Охваченная нежностью, Лиза боялась наскучить ему, боялась, что эта неделя окажется одним из снов, которые заканчиваются ничем. Счастье переполняло её, но не покидало ощущение, что всё это временно, ненадолго. Так и случилось. Их семидневная любовь прервалась внезапно. Она вычеркнула его из жизни, но не смогла вычеркнуть из памяти. От того лета остаются яркие воспоминания, как вспышки протуберанцев, фотография и Пашка. Нестерпимо-жгучая обида отвергнутой женщины давно растворилась в истории с гэбистами, прояснившей внезапное исчезновение Пола, и только горьковатый привкус несбыточных ожиданий изредка бередит душу. Вчерашний звонок из небытия всколыхнул прошлое, но Лиза удивляется вялости своих чувств. Произошло то, о чём она запрещала себе даже мечтать: Пол умоляет о встрече, но его голос оставляет её бесстрастной, а просьба – безучастной. У неё совсем не осталось эмоций – даже на него. Она старательно избегает догадок о причинах его появления в Томске.

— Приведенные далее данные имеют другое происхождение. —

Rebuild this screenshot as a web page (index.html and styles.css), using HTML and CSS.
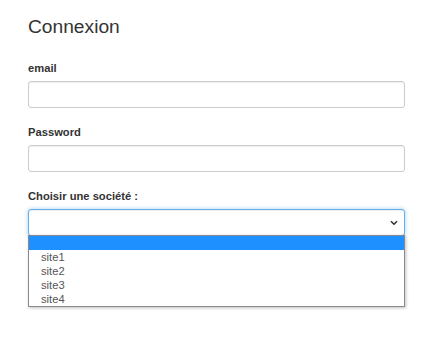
FILE: index.html
```html
<!DOCTYPE html>
<html lang="fr">
<head>
<meta charset="utf-8">
<title>Connexion</title>
<link rel="stylesheet" href="styles.css">
</head>
<body>
<main class="page">
  <h3 class="title">Connexion</h3>
  <form class="form">
    <div class="group">
      <label class="label" for="email">email</label>
      <input class="field" id="email" type="text">
    </div>
    <div class="group">
      <label class="label" for="password">Password</label>
      <input class="field" id="password" type="password">
    </div>
    <div class="group">
      <label class="label">Choisir une société :</label>
      <div class="select-wrap">
        <div class="select is-focus">
          <svg class="chevron" width="8" height="6" viewBox="0 0 8 6"><path d="M1 1.2 L4 4.2 L7 1.2" fill="none" stroke="#333" stroke-width="1.6"/></svg>
        </div>
        <ul class="listbox">
          <li class="option is-active">&nbsp;</li>
          <li class="option">site1</li>
          <li class="option">site2</li>
          <li class="option">site3</li>
          <li class="option">site4</li>
        </ul>
      </div>
    </div>
  </form>
</main>
</body>
</html>
```
FILE: styles.css
```css
* { box-sizing: border-box; }
html, body { margin: 0; padding: 0; background: #fff; }
body {
  min-height: 358px;
  font-family: "Liberation Sans", Arial, sans-serif;
  color: #333;
}
.page {
  width: 377px;
  margin-left: 28px;
  padding-top: 16px;
  padding-bottom: 90px;
}
.title {
  margin: 0 0 22px 0;
  font-size: 19.2px;
  line-height: 22px;
  font-weight: 400;
  color: #333;
}
.form { margin: 0; }
.group { margin-bottom: 16px; }
.label {
  display: block;
  font-size: 11.2px;
  line-height: 16px;
  font-weight: 700;
  margin-bottom: 5px;
  color: #333;
}
.field, .select {
  display: block;
  width: 100%;
  height: 27px;
  margin: 0;
  padding: 0 9px;
  border: 1px solid #ccc;
  border-radius: 3px;
  background: #fff;
  box-shadow: inset 0 1px 1px rgba(0,0,0,.075);
  font: inherit;
  outline: none;
}
.select-wrap { position: relative; }
.select {
  display: flex;
  align-items: center;
  justify-content: flex-end;
  padding-right: 6px;
}
.select.is-focus {
  border-color: #66afe9;
  box-shadow: inset 0 1px 1px rgba(0,0,0,.075), 0 0 4px rgba(102,175,233,.6);
}
.chevron { display: block; margin-top: 1px; }
.listbox {
  position: absolute;
  z-index: 5;
  left: 0;
  right: 0;
  top: 26px;
  height: 72px;
  margin: 0;
  padding: 0;
  list-style: none;
  background: #fff;
  border: 1px solid #8a8a8a;
  box-shadow: 1px 1px 3px rgba(0,0,0,.25);
}
.option {
  display: block;
  height: 14px;
  line-height: 14px;
  font-size: 11.2px;
  padding-left: 12px;
  color: #555;
}
.option.is-active { background: #1e90ff; }
```
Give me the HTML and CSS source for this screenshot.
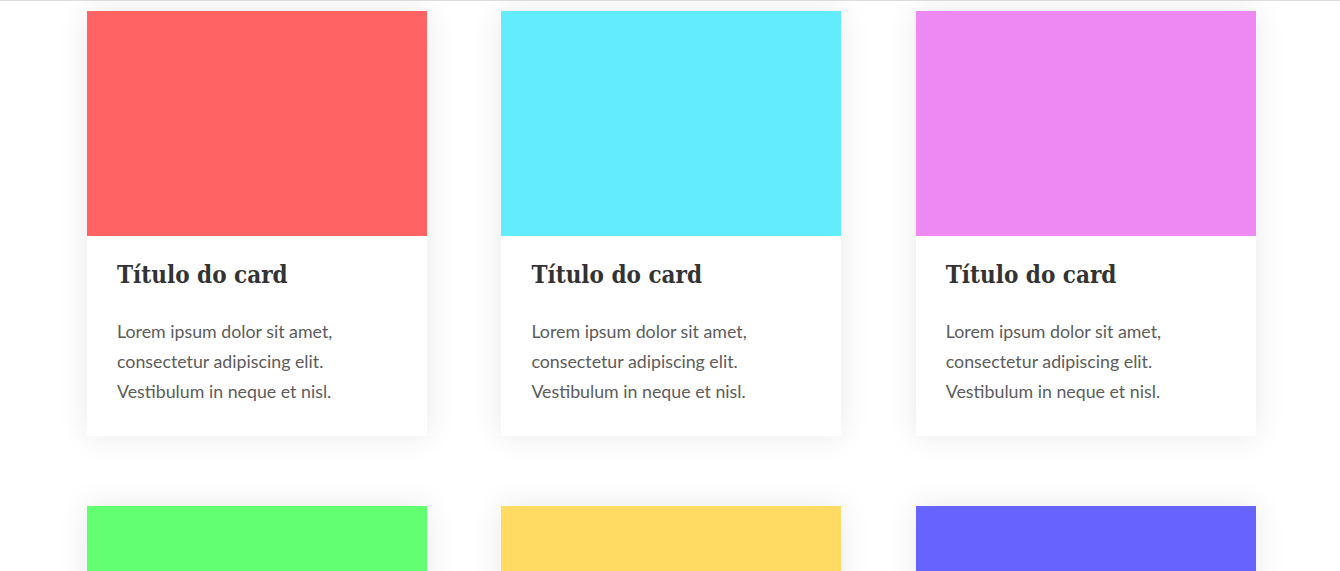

Тяжёлый, в твёрдой обложке мышиного цвета учебник анатомии изрядно потрёпан на сгибах и уголках. На пятьсот седьмой странице между гипоталамусом и промежуточным мозгом пусто. Она несколько раз перелистывает книгу, переворачивает и трясёт, удерживая за крылья обложки, но фотография не выпархивает к ногам. Отсутствие фото Лизу не огорчает – она сразу догадывается о связи между пропажей снимка и Пашкиным исчезновением. Это только подтверждает её вчерашнее предположение. «Если сын обнаружил фотографию, то не мог не заметить своего сходства с Полом. Он всё понял и захотел разыскать его, решил, что отец живёт в Москве. Но если Пашка его ищет там, а Пол появляется здесь, возможно, ему что-то известно о сыне? – рассуждает она. – Это нелепость: он даже не знает о его существовании», – говорит часть её мозга, но утренняя решимость – не встречаться с Полом – уже поколеблена. Через несколько минут она назначает ему встречу. Только ради сына.